Images are not part of the copy; transcribe all the data exactly.

start DATA PROVIDED

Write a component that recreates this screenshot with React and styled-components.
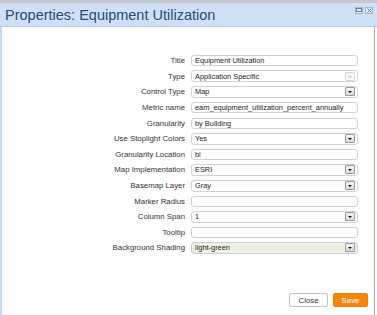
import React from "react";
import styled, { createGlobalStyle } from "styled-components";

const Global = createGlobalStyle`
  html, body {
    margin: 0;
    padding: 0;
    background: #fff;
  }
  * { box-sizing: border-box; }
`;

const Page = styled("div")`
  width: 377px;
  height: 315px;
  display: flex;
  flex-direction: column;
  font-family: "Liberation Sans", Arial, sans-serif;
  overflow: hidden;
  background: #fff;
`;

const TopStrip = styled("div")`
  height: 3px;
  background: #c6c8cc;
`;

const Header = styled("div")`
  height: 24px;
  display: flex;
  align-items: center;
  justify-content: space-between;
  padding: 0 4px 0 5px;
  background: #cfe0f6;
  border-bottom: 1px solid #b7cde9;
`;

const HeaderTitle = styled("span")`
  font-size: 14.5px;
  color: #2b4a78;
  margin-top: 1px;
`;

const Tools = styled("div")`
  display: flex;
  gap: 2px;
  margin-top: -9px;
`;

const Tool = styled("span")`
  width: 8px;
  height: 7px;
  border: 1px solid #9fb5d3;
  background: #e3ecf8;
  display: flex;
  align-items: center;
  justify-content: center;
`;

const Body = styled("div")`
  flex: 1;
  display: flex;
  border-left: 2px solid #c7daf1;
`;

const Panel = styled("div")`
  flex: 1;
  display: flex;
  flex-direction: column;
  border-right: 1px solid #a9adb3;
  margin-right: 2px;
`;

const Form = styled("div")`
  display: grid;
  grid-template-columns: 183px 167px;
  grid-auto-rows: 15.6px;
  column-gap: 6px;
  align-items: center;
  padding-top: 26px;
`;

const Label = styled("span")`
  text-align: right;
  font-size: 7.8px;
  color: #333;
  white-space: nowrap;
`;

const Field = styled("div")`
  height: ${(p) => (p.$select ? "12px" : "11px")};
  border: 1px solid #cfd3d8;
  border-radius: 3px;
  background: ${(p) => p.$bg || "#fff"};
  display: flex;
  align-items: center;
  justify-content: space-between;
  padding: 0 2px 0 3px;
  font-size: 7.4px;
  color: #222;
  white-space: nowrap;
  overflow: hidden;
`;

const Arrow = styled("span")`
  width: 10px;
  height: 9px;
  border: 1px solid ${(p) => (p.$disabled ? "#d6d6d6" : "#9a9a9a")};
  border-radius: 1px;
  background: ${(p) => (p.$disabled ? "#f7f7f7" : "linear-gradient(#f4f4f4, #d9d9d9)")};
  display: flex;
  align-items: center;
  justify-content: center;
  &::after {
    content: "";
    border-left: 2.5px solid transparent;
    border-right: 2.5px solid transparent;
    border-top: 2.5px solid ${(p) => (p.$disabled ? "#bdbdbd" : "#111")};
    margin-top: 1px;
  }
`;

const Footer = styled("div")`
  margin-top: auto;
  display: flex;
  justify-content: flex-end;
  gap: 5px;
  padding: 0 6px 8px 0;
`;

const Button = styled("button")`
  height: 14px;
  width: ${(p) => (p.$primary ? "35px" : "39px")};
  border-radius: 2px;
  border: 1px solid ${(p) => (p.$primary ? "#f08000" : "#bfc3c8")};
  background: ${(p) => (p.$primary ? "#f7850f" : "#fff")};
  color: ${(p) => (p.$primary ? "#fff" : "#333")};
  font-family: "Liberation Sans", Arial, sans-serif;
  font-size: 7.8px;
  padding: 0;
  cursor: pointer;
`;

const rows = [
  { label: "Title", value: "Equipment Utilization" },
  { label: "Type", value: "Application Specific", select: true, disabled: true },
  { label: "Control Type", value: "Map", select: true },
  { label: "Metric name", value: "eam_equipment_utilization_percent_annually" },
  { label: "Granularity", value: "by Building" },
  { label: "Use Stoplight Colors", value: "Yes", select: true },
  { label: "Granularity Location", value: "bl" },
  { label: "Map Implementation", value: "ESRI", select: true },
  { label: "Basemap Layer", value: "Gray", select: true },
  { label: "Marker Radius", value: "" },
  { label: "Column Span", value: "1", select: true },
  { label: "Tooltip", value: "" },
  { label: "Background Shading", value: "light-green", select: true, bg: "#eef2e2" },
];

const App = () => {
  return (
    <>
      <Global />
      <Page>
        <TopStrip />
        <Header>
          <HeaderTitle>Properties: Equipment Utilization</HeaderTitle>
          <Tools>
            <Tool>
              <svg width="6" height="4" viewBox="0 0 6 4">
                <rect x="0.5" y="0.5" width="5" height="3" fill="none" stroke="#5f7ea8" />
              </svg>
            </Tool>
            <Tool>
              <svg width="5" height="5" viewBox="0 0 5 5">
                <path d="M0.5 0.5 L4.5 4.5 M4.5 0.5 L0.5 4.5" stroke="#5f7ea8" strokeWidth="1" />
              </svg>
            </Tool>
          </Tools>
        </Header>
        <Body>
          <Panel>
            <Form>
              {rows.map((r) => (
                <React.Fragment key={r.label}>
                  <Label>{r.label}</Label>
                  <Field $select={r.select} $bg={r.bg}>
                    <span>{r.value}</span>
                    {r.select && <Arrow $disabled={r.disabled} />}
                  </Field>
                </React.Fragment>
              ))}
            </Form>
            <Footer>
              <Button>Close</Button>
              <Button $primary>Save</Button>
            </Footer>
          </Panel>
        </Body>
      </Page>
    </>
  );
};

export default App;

end DATA PROVIDED

- _IN RESPONSE_
Write a component that recreates this screenshot with React and styled-components.
import React from "react";
import styled, { createGlobalStyle } from "styled-components";

const Global = createGlobalStyle`
  html, body {
    margin: 0;
    padding: 0;
    background: #fff;
  }
  * { box-sizing: border-box; }
`;

const Page = styled("div")`
  width: 377px;
  height: 315px;
  display: flex;
  flex-direction: column;
  font-family: "Liberation Sans", Arial, sans-serif;
  overflow: hidden;
  background: #fff;
`;

const TopStrip = styled("div")`
  height: 3px;
  background: #c6c8cc;
`;

const Header = styled("div")`
  height: 24px;
  display: flex;
  align-items: center;
  justify-content: space-between;
  padding: 0 4px 0 5px;
  background: #cfe0f6;
  border-bottom: 1px solid #b7cde9;
`;

const HeaderTitle = styled("span")`
  font-size: 14.5px;
  color: #2b4a78;
  margin-top: 1px;
`;

const Tools = styled("div")`
  display: flex;
  gap: 2px;
  margin-top: -9px;
`;

const Tool = styled("span")`
  width: 8px;
  height: 7px;
  border: 1px solid #9fb5d3;
  background: #e3ecf8;
  display: flex;
  align-items: center;
  justify-content: center;
`;

const Body = styled("div")`
  flex: 1;
  display: flex;
  border-left: 2px solid #c7daf1;
`;

const Panel = styled("div")`
  flex: 1;
  display: flex;
  flex-direction: column;
  border-right: 1px solid #a9adb3;
  margin-right: 2px;
`;

const Form = styled("div")`
  display: grid;
  grid-template-columns: 183px 167px;
  grid-auto-rows: 15.6px;
  column-gap: 6px;
  align-items: center;
  padding-top: 26px;
`;

const Label = styled("span")`
  text-align: right;
  font-size: 7.8px;
  color: #333;
  white-space: nowrap;
`;

const Field = styled("div")`
  height: ${(p) => (p.$select ? "12px" : "11px")};
  border: 1px solid #cfd3d8;
  border-radius: 3px;
  background: ${(p) => p.$bg || "#fff"};
  display: flex;
  align-items: center;
  justify-content: space-between;
  padding: 0 2px 0 3px;
  font-size: 7.4px;
  color: #222;
  white-space: nowrap;
  overflow: hidden;
`;

const Arrow = styled("span")`
  width: 10px;
  height: 9px;
  border: 1px solid ${(p) => (p.$disabled ? "#d6d6d6" : "#9a9a9a")};
  border-radius: 1px;
  background: ${(p) => (p.$disabled ? "#f7f7f7" : "linear-gradient(#f4f4f4, #d9d9d9)")};
  display: flex;
  align-items: center;
  justify-content: center;
  &::after {
    content: "";
    border-left: 2.5px solid transparent;
    border-right: 2.5px solid transparent;
    border-top: 2.5px solid ${(p) => (p.$disabled ? "#bdbdbd" : "#111")};
    margin-top: 1px;
  }
`;

const Footer = styled("div")`
  margin-top: auto;
  display: flex;
  justify-content: flex-end;
  gap: 5px;
  padding: 0 6px 8px 0;
`;

const Button = styled("button")`
  height: 14px;
  width: ${(p) => (p.$primary ? "35px" : "39px")};
  border-radius: 2px;
  border: 1px solid ${(p) => (p.$primary ? "#f08000" : "#bfc3c8")};
  background: ${(p) => (p.$primary ? "#f7850f" : "#fff")};
  color: ${(p) => (p.$primary ? "#fff" : "#333")};
  font-family: "Liberation Sans", Arial, sans-serif;
  font-size: 7.8px;
  padding: 0;
  cursor: pointer;
`;

const rows = [
  { label: "Title", value: "Equipment Utilization" },
  { label: "Type", value: "Application Specific", select: true, disabled: true },
  { label: "Control Type", value: "Map", select: true },
  { label: "Metric name", value: "eam_equipment_utilization_percent_annually" },
  { label: "Granularity", value: "by Building" },
  { label: "Use Stoplight Colors", value: "Yes", select: true },
  { label: "Granularity Location", value: "bl" },
  { label: "Map Implementation", value: "ESRI", select: true },
  { label: "Basemap Layer", value: "Gray", select: true },
  { label: "Marker Radius", value: "" },
  { label: "Column Span", value: "1", select: true },
  { label: "Tooltip", value: "" },
  { label: "Background Shading", value: "light-green", select: true, bg: "#eef2e2" },
];

const App = () => {
  return (
    <>
      <Global />
      <Page>
        <TopStrip />
        <Header>
          <HeaderTitle>Properties: Equipment Utilization</HeaderTitle>
          <Tools>
            <Tool>
              <svg width="6" height="4" viewBox="0 0 6 4">
                <rect x="0.5" y="0.5" width="5" height="3" fill="none" stroke="#5f7ea8" />
              </svg>
            </Tool>
            <Tool>
              <svg width="5" height="5" viewBox="0 0 5 5">
                <path d="M0.5 0.5 L4.5 4.5 M4.5 0.5 L0.5 4.5" stroke="#5f7ea8" strokeWidth="1" />
              </svg>
            </Tool>
          </Tools>
        </Header>
        <Body>
          <Panel>
            <Form>
              {rows.map((r) => (
                <React.Fragment key={r.label}>
                  <Label>{r.label}</Label>
                  <Field $select={r.select} $bg={r.bg}>
                    <span>{r.value}</span>
                    {r.select && <Arrow $disabled={r.disabled} />}
                  </Field>
                </React.Fragment>
              ))}
            </Form>
            <Footer>
              <Button>Close</Button>
              <Button $primary>Save</Button>
            </Footer>
          </Panel>
        </Body>
      </Page>
    </>
  );
};

export default App;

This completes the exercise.